* **OBJECTIVE**
Report, as a bare number, how many lines hold "this".

* **RECORD EXTRACTS**

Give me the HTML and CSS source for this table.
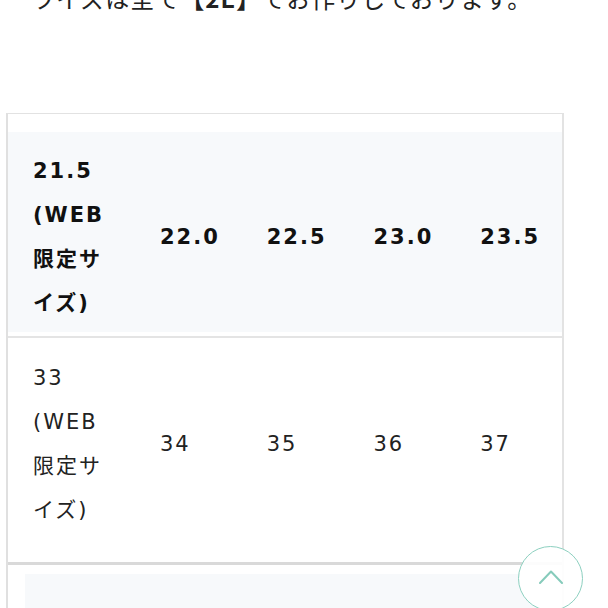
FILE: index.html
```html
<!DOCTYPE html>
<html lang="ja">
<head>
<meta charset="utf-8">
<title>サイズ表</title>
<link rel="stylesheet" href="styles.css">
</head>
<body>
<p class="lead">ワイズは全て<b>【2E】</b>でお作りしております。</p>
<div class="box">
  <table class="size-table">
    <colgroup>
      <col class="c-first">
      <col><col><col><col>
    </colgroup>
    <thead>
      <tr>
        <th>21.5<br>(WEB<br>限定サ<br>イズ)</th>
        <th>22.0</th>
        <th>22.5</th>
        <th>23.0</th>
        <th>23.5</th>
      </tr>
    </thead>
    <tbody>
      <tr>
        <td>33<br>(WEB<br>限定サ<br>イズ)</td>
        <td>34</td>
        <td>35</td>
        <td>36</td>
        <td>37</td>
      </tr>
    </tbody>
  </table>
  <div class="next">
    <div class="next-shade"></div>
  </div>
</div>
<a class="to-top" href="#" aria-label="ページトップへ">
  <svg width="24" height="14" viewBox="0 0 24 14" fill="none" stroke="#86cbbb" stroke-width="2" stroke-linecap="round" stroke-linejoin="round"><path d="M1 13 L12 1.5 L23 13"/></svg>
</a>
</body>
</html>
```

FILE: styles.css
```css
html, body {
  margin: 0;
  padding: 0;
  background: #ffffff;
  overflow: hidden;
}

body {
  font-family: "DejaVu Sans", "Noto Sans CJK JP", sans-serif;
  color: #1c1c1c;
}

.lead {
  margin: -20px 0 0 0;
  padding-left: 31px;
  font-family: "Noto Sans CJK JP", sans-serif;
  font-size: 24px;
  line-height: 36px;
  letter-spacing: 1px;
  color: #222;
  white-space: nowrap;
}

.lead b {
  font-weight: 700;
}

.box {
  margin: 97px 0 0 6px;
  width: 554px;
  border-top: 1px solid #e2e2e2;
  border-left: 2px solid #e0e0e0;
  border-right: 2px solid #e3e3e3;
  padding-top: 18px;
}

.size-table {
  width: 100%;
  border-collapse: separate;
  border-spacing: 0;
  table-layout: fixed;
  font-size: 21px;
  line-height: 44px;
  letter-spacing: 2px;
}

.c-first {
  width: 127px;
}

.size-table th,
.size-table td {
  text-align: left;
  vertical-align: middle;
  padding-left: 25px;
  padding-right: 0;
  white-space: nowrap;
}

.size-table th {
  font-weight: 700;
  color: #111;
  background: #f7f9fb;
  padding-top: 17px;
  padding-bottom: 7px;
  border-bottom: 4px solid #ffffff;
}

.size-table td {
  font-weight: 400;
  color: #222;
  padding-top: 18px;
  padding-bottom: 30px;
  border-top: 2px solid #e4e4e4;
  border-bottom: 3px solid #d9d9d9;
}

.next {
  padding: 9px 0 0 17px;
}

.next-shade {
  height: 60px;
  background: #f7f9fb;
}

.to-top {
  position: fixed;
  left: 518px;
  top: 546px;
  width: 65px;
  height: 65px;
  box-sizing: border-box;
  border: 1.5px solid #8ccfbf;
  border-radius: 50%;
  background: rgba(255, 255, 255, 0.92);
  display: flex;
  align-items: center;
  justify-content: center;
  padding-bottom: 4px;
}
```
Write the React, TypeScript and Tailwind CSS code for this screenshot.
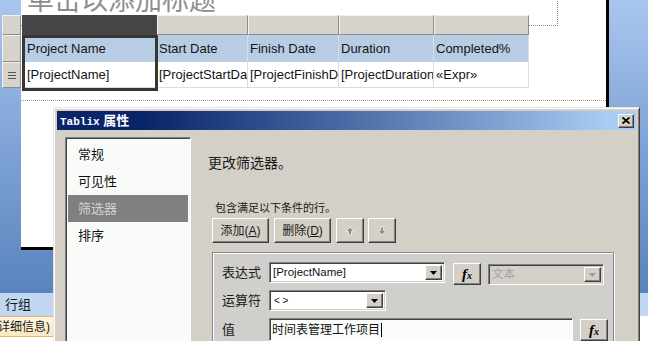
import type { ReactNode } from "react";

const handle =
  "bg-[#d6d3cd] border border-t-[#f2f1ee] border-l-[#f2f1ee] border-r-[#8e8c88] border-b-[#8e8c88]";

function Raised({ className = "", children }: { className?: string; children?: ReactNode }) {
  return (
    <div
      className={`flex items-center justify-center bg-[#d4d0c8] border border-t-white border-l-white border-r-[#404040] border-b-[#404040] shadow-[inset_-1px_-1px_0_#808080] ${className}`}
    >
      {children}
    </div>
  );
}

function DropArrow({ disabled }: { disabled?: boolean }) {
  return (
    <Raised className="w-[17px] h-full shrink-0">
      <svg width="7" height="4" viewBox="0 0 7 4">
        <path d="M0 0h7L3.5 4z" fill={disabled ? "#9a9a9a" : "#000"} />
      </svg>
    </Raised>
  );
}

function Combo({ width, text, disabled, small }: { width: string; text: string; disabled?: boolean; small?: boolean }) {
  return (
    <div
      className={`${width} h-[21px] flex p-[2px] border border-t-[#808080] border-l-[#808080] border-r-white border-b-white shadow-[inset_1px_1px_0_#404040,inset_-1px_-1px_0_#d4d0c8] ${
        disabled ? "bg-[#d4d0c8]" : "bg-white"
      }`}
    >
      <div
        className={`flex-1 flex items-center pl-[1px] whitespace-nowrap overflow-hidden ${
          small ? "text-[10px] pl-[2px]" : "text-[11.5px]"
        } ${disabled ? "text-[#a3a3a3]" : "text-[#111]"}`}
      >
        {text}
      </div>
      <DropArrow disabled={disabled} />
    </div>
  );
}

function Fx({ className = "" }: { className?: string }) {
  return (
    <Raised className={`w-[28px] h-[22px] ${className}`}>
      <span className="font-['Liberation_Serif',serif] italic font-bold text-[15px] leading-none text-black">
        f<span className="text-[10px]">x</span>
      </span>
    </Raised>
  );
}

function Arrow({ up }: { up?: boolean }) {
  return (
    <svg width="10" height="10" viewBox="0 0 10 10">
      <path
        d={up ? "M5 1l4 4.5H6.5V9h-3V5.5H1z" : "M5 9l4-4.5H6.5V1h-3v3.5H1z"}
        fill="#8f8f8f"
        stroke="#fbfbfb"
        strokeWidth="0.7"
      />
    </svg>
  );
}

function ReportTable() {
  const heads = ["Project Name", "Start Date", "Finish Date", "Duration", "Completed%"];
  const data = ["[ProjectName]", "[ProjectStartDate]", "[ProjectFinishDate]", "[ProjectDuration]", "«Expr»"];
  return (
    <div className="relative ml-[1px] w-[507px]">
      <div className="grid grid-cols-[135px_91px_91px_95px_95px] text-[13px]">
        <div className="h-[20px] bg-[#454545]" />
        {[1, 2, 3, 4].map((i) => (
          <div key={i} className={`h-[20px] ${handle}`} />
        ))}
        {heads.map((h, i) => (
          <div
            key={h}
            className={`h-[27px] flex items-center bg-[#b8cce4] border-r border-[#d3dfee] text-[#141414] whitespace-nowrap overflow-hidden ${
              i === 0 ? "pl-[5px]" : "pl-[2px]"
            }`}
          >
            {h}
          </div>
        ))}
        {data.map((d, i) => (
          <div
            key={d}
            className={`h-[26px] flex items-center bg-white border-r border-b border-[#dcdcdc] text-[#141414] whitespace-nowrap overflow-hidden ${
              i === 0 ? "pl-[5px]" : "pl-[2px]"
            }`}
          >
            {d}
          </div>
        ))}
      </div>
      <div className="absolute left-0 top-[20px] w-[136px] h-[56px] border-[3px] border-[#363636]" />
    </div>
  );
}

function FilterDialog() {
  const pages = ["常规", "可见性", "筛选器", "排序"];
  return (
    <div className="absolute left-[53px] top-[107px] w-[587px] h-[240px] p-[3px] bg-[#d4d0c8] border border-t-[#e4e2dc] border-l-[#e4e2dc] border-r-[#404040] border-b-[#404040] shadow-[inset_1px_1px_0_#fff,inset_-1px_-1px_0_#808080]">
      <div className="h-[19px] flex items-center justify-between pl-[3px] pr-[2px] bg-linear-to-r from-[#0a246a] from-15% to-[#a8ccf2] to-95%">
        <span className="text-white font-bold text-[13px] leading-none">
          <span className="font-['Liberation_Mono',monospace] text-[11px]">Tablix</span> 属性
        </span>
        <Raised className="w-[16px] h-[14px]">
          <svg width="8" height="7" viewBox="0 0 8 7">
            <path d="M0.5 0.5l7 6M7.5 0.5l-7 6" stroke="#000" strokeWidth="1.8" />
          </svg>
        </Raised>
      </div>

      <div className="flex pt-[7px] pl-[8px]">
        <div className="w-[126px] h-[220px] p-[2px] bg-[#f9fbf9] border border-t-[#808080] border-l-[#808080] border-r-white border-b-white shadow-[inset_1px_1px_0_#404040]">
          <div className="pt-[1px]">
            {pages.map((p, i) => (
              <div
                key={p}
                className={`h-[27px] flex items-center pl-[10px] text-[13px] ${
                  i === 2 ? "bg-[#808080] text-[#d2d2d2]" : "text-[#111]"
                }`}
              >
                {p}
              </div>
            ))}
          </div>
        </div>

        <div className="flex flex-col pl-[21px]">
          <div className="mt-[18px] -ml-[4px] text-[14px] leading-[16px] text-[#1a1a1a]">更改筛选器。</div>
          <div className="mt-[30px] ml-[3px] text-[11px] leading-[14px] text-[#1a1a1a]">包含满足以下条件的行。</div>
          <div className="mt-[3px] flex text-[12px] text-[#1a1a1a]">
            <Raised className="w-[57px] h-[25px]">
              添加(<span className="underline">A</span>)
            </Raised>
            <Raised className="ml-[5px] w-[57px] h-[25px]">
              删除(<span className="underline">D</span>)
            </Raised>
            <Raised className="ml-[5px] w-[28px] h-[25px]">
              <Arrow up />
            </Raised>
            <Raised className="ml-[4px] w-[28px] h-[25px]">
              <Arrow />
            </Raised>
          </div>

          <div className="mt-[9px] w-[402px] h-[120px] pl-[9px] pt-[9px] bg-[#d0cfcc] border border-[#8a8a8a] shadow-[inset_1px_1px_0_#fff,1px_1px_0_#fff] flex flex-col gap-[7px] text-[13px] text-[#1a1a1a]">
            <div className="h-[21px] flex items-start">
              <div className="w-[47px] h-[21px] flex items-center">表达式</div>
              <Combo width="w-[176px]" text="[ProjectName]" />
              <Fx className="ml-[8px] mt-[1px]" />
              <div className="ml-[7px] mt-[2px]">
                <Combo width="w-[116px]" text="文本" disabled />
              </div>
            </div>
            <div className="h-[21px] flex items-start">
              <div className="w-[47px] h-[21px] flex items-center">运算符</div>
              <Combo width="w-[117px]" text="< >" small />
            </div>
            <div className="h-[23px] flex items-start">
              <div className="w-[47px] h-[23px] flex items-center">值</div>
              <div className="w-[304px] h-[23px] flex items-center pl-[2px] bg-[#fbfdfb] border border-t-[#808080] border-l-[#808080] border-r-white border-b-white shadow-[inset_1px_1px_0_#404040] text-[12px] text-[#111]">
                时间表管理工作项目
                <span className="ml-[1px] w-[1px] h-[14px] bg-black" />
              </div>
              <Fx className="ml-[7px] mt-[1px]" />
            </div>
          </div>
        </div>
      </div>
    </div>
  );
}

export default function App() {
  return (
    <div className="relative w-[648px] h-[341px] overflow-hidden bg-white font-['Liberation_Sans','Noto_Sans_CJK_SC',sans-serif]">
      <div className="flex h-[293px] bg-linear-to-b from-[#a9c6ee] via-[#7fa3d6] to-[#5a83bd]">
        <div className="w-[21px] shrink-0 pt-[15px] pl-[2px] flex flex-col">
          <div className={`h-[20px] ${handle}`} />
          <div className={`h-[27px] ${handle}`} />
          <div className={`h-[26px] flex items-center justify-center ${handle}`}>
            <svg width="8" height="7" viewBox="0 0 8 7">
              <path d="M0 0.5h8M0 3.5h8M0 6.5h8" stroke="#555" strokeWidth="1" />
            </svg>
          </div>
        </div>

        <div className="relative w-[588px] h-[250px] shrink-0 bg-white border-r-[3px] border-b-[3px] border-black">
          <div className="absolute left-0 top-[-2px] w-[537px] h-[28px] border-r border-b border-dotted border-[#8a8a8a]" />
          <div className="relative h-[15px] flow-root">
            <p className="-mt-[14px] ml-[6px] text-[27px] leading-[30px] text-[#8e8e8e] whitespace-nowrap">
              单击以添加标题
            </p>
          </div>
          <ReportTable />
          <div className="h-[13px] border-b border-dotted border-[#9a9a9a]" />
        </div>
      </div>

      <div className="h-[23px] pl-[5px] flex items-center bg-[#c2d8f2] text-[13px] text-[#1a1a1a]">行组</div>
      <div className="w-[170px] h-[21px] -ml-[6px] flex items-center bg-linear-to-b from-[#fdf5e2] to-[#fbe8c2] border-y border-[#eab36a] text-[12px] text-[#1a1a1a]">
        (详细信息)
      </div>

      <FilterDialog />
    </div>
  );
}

* * *

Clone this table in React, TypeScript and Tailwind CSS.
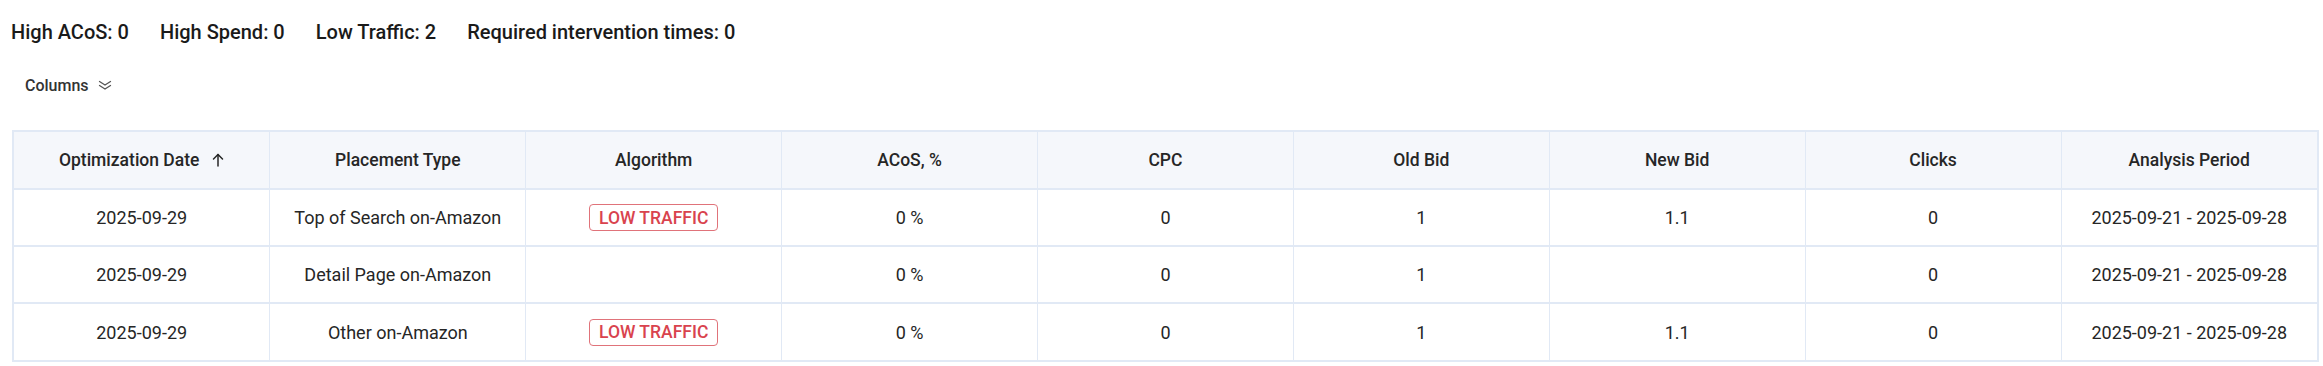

* **TASK RESULT**
3